I so appreciate Escoto’s insight, because I think “nostalgia” is exactly the right descriptor for the measure of pain that attends my memories of Paraguay. Growing up, my family flew down every few years to stay at the farm mi abuelo y abuela inhabited until their respective deaths in 2012 and 2019 (QEPD). Every time we boarded that first flight from O’Hare, I felt the faint sense of discomfort that joins the uncertainty of international travel. But that sensation always faded as the snowy terrain of Illinois disappeared beneath the clouds, and my brothers and I slept on the floor of the jet from Miami, only to arrive in sun-scorched Asunción the next day, sleepy and cautious, but embraced immediately by tíos and tías and our rambunctious primos, all of whom made us feel at home for the month we’d usually stay in Paraguay. So much of the book is informed by those journeys, and by the more profound, lingering heartache that tends to sting upon returning stateside.
It’s an experience most Paraguayans in this country share: flight. Distance and topography prevent Paraguayans from undertaking the journey overland, so many fly over. This is obviously a position of material privilege relative to those who migrate over sea and by land, or even others who must fly under emergency circumstances or conditions of duress. It’s odd to occupy this position of relative privilege, while also failing to see those stories reflected in mainstream Latinx and literary cultures in the U.S. I’m not sure whether this compounds the pain, contributes to a sense of nostalgia, or simply adds another dimension to an already gnarly, complicated relation.
In Yaguareté White, place, race, and language converge in the symbol of the jaguar. Has this always been an important symbol in your work, or did it emerge particularly for this book?
The jaguar didn’t really emerge until a later draft of the manuscript. I had originally called the book, “Valleys Full of Jaguars,” taken from a line in Argentine author César Aira’s 1981 novel Ema, la cautiva (trans. 2016). I had intended the title to be ironic, since I had never seen a jaguar in Paraguay, nor, to my knowledge, do they regularly inhabit much of the country at all. But jaguars do occupy a central role in Guarani mythology, a cosmos I did not grow up with, and one that I’ve really only learned about online. I hope this tension surfaces in the poems, between the things we access through family or heritage, and the things the internet teaches us about ourselves.
The book is also interested in language, and the word “Yaguareté” itself is notable for its suffix, “-eté,” which means “real or true” (an origin noted also by C. S. Giscombe in the aftermatter of Negro Mountain). It’s difficult for me to separate preoccupations with language and linguistic acquisition from questions I hope the book confronts around authenticity and identity: what stories belong to a people? Are they mine to tell? What must remain off limits? It feels fitting to see that uncertainty embodied in the titular figure of the jaguar.
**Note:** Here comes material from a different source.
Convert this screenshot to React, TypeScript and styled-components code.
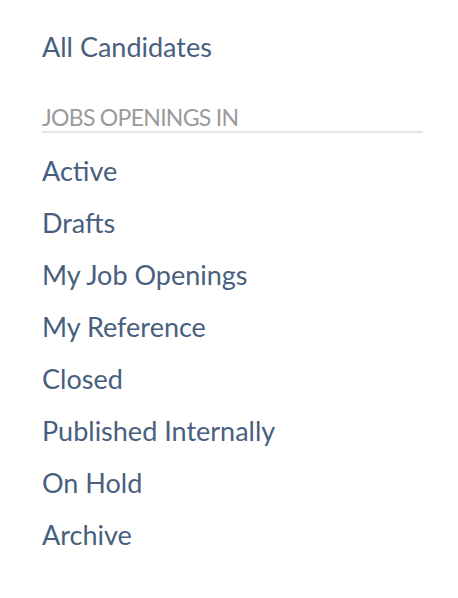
import React from "react";
import styled, { createGlobalStyle } from "styled-components";

const Global = createGlobalStyle`
  html, body { margin: 0; padding: 0; background: #fff; }
  body { font-family: "Lato", "Noto Sans", sans-serif; }
`;

const Nav = styled.nav`
  display: flex;
  flex-direction: column;
  padding: 27px 35px 0 42px;
`;

const TopLink = styled.a`
  display: block;
  font-size: 27px;
  line-height: 40px;
  color: #48607e;
  text-decoration: none;
`;

const SectionTitle = styled.div`
  margin-top: 36px;
  font-size: 23px;
  line-height: 28px;
  letter-spacing: -0.7px;
  color: #9a9a9a;
  border-bottom: 2px solid #e4e4e4;
`;

const List = styled.ul`
  list-style: none;
  margin: 18px 0 0;
  padding: 0;
  display: flex;
  flex-direction: column;
  gap: 12px;
`;

const Item = styled.li`
  font-size: 27px;
  line-height: 40px;
  color: #48607e;
`;

const items = [
  "Active",
  "Drafts",
  "My Job Openings",
  "My Reference",
  "Closed",
  "Published Internally",
  "On Hold",
  "Archive",
];

export default function App() {
  return (
    <>
      <Global />
      <Nav>
        <TopLink>All Candidates</TopLink>
        <SectionTitle>JOBS OPENINGS IN</SectionTitle>
        <List>
          {items.map((t) => (
            <Item key={t}>{t}</Item>
          ))}
        </List>
      </Nav>
    </>
  );
}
Many of the poems in this collection are “hybrid” in the sense that they’re between forms, entering into prose or inventing their own structures, as in “Chestnut People,” which is symmetrical on the page, or “Punchline” where there are two lines of prose literally punched out of the middle of the verse. Why is this formal hybridity important to this collection?
Racial, ethnic, and linguistic hybridities are central to the identities of the book’s primary speakers and, of course, for myself, so it felt necessary for the poems to manage those variables, as well. I can’t be alone in loving the creative possibilities generated by linear and syllabic limits. Of course, I learned about iambic pentameter and Shakespearean sonnets in school, but I’ll be forever indebted to Rachel Hadas, a former professor of mine, who ran a workshop at Rutgers that required us to experiment with different forms every week. I learned a lot about my own personal preferences, but also about the liberties poets can take with any given prescribed form. Lately, I find poetic forms (and derivations therefrom) to be crucially useful when I want to begin something new. It helps me get started, especially when faced with the white, wide-open maw of an empty page ready to devour every key I punch or, worse, to spit nothing back.
What are you working on now?
I’ve been unexpectedly invested in Formula 1 racing since 2021, when Lewis Hamilton was robbed of his 8th world drivers championship. Even as a new fan, I felt personally wronged by the manipulated result of that last race in Abu Dhabi. It’s silly, but also real? I’m exacting revenge by writing a chapbook of poems about F1, which ought to just about balance the scales.
I’m also working on Season 2 of “Unique Niche,” a monthly book review column I write for Letras Latinas Blog 2 that focuses on contemporary books of poetry in translation, about translanguaging, or related to transcultural subjects. The editors, Laura Villareal and Brent Ameneyro, are seriously invested in covering Latinx poetry, and I’m looking forward to continuing our work together.
I’m also excited for the publication of Library of America’s anthology, Latino Poetry: Places We Call Home, which will include the title poem from Yaguareté White. There will be celebrations all across the country in Fall 2024 and Spring 2025 to coincide with the anthology’s release, and I look forward to those events!
Diego Báez is a writer, educator, and abolitionist. He is the recipient of fellowships from CantoMundo, the Surge Institute, and the Poetry Foundation’s Incubator for Community-Engaged Poets. His writing has appeared in Freeman’s, The Rumpus, Harriet Books, and The Georgia Review. He lives in Chicago and teaches at the City Colleges.